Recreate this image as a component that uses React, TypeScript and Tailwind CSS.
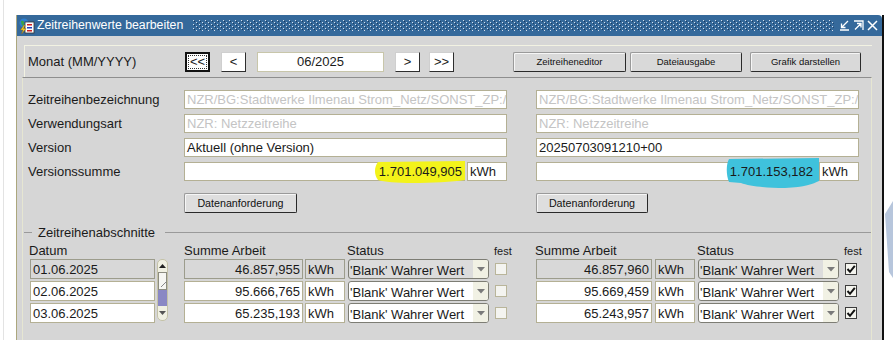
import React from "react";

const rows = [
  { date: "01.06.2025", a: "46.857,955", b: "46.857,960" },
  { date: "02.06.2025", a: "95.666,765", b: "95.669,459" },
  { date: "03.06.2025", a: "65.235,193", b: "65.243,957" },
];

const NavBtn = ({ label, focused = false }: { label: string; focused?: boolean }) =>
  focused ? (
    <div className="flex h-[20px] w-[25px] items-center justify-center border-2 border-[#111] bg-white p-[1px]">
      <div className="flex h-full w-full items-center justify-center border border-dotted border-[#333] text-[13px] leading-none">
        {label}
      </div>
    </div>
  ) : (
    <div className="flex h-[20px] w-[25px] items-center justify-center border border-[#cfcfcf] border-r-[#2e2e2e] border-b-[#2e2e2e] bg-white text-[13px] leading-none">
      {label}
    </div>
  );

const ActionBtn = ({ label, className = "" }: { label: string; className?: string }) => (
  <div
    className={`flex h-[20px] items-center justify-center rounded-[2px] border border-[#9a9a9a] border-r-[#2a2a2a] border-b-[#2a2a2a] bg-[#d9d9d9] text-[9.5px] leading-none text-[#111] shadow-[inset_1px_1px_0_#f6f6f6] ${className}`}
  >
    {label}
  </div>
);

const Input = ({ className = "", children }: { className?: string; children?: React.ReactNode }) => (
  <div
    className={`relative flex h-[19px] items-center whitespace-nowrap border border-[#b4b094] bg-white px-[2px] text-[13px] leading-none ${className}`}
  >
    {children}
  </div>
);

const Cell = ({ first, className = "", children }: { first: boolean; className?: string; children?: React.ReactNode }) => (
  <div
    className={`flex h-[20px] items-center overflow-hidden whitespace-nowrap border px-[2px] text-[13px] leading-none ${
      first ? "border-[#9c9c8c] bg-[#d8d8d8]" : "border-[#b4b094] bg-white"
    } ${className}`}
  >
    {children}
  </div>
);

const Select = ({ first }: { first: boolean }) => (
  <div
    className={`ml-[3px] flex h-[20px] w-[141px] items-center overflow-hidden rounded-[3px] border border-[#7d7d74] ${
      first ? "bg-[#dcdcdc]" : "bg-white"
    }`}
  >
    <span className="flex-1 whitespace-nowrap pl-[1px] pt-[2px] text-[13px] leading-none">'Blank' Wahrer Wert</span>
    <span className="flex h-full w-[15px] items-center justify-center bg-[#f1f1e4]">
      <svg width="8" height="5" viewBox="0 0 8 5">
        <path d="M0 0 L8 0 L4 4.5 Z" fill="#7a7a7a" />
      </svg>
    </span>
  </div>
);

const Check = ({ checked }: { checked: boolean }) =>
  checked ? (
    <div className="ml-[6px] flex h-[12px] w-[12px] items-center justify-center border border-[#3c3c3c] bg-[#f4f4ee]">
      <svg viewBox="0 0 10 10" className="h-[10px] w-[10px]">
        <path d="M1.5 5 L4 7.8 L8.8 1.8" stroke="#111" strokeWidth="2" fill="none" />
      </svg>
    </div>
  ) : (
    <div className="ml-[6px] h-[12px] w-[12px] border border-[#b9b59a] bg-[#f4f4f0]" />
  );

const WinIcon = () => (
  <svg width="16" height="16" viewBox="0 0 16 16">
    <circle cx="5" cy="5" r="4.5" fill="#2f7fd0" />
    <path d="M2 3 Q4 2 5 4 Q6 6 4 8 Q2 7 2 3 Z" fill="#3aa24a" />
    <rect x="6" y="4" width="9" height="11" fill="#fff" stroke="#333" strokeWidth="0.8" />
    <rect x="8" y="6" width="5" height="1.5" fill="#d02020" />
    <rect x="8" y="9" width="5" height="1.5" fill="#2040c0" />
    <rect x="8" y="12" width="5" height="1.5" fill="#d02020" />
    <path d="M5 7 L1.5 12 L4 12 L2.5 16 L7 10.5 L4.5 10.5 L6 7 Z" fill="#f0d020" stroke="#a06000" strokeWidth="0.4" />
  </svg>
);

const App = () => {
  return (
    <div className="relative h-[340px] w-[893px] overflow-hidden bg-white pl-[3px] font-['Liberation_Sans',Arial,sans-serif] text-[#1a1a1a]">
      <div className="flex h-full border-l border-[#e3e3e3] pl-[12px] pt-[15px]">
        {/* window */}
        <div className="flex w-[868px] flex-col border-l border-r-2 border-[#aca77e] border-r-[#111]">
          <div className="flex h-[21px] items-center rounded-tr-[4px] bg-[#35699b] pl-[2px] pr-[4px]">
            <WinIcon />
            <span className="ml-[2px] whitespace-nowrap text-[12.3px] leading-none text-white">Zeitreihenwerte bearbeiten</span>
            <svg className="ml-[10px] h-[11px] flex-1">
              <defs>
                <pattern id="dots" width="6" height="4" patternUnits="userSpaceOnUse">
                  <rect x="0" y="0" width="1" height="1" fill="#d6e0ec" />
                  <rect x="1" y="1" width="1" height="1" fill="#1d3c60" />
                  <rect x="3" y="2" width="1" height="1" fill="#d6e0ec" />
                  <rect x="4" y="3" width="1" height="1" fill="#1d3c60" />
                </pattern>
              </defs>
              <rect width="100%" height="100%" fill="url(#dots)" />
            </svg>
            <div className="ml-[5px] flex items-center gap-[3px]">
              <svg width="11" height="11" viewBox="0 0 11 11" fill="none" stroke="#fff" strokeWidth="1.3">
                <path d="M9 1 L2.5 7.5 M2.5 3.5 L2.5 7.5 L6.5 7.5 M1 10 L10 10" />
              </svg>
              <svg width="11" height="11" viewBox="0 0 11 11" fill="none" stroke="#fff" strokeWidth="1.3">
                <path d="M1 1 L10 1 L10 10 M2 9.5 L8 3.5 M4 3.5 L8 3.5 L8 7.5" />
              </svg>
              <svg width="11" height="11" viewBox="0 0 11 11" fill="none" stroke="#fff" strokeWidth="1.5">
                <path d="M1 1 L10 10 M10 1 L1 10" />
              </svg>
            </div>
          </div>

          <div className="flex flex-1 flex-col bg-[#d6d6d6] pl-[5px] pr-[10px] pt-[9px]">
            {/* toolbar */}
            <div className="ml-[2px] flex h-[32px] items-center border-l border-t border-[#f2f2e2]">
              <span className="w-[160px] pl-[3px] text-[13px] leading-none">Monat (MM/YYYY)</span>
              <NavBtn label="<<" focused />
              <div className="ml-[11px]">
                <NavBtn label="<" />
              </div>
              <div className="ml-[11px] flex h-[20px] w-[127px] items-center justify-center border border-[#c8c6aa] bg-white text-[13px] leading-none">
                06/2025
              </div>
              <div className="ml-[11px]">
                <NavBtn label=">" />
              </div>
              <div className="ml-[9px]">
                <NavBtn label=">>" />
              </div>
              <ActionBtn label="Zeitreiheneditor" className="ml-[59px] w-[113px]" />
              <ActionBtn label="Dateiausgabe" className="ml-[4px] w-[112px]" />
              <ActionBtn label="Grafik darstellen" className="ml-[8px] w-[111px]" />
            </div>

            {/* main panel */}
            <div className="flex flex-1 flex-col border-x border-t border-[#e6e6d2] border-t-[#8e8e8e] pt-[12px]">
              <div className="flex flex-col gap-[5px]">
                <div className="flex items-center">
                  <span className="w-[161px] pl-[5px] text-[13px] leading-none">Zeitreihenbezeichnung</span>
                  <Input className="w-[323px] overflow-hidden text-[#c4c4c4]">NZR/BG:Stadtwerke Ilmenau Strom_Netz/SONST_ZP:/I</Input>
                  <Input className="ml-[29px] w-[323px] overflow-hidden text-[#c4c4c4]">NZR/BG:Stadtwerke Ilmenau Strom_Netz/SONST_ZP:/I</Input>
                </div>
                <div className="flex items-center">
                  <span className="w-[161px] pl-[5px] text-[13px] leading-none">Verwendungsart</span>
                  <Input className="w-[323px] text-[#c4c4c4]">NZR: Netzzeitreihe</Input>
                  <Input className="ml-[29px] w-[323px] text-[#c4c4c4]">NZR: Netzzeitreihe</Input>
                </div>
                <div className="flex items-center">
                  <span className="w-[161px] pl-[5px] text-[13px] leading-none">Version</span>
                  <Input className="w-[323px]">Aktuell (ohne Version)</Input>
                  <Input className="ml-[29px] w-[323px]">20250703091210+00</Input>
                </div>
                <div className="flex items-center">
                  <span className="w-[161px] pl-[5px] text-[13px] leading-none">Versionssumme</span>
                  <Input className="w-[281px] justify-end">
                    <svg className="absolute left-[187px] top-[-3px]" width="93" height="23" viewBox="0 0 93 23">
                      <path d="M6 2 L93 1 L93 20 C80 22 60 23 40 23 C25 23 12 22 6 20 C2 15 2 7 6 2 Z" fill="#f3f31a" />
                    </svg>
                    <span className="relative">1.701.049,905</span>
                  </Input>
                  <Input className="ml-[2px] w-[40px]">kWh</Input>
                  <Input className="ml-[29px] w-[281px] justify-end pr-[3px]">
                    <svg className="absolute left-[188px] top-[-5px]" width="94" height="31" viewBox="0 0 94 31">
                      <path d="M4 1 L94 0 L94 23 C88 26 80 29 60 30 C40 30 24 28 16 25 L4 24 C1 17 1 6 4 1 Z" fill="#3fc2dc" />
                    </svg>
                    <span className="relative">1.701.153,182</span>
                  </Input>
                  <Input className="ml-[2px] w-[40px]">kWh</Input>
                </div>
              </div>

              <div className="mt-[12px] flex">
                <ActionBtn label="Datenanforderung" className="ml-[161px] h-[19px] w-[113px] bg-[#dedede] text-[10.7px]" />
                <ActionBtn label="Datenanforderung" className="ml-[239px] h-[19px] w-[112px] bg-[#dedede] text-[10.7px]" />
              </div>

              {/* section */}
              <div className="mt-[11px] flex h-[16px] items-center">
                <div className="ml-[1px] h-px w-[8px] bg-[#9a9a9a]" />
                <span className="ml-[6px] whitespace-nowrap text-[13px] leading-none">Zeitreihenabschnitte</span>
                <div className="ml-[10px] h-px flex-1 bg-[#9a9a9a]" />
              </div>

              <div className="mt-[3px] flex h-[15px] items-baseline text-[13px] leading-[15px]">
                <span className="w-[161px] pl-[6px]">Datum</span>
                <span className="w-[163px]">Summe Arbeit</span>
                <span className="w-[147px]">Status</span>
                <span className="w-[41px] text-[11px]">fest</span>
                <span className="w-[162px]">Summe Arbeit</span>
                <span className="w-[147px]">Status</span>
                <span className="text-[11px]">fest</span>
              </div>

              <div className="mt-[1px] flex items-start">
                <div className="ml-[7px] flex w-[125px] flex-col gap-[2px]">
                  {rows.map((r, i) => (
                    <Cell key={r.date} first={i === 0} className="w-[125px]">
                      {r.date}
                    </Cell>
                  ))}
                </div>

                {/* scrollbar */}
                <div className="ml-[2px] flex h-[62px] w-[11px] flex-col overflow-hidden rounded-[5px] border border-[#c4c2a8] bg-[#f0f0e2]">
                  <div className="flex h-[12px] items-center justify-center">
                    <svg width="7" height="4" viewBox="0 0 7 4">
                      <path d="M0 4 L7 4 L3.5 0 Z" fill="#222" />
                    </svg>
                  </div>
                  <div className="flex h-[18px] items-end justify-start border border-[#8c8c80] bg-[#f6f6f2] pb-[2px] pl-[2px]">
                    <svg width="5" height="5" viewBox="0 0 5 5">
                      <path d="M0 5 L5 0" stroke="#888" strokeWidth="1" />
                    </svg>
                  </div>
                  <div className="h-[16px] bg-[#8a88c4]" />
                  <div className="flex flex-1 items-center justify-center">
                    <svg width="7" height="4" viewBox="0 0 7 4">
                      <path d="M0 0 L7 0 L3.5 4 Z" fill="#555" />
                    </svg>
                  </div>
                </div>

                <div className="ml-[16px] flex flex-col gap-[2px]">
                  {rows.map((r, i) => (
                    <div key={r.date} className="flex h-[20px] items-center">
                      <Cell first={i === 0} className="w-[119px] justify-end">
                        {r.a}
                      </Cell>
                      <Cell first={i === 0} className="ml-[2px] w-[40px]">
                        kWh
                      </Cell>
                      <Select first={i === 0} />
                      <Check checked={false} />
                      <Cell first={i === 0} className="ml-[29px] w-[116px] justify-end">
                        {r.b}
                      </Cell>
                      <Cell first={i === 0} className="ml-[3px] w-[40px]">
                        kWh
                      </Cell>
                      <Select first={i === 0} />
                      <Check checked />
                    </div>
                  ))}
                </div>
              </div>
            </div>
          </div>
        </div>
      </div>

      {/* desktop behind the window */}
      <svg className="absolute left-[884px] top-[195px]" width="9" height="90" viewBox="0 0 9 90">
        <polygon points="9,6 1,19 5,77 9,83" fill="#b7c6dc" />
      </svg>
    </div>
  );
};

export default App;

---

- To be done
Each line from the top of the material through the line containing "import React from" should be reproduced exactly; please drop any images.

- Exercise response
Recreate this image as a component that uses React, TypeScript and Tailwind CSS.
import React from "react";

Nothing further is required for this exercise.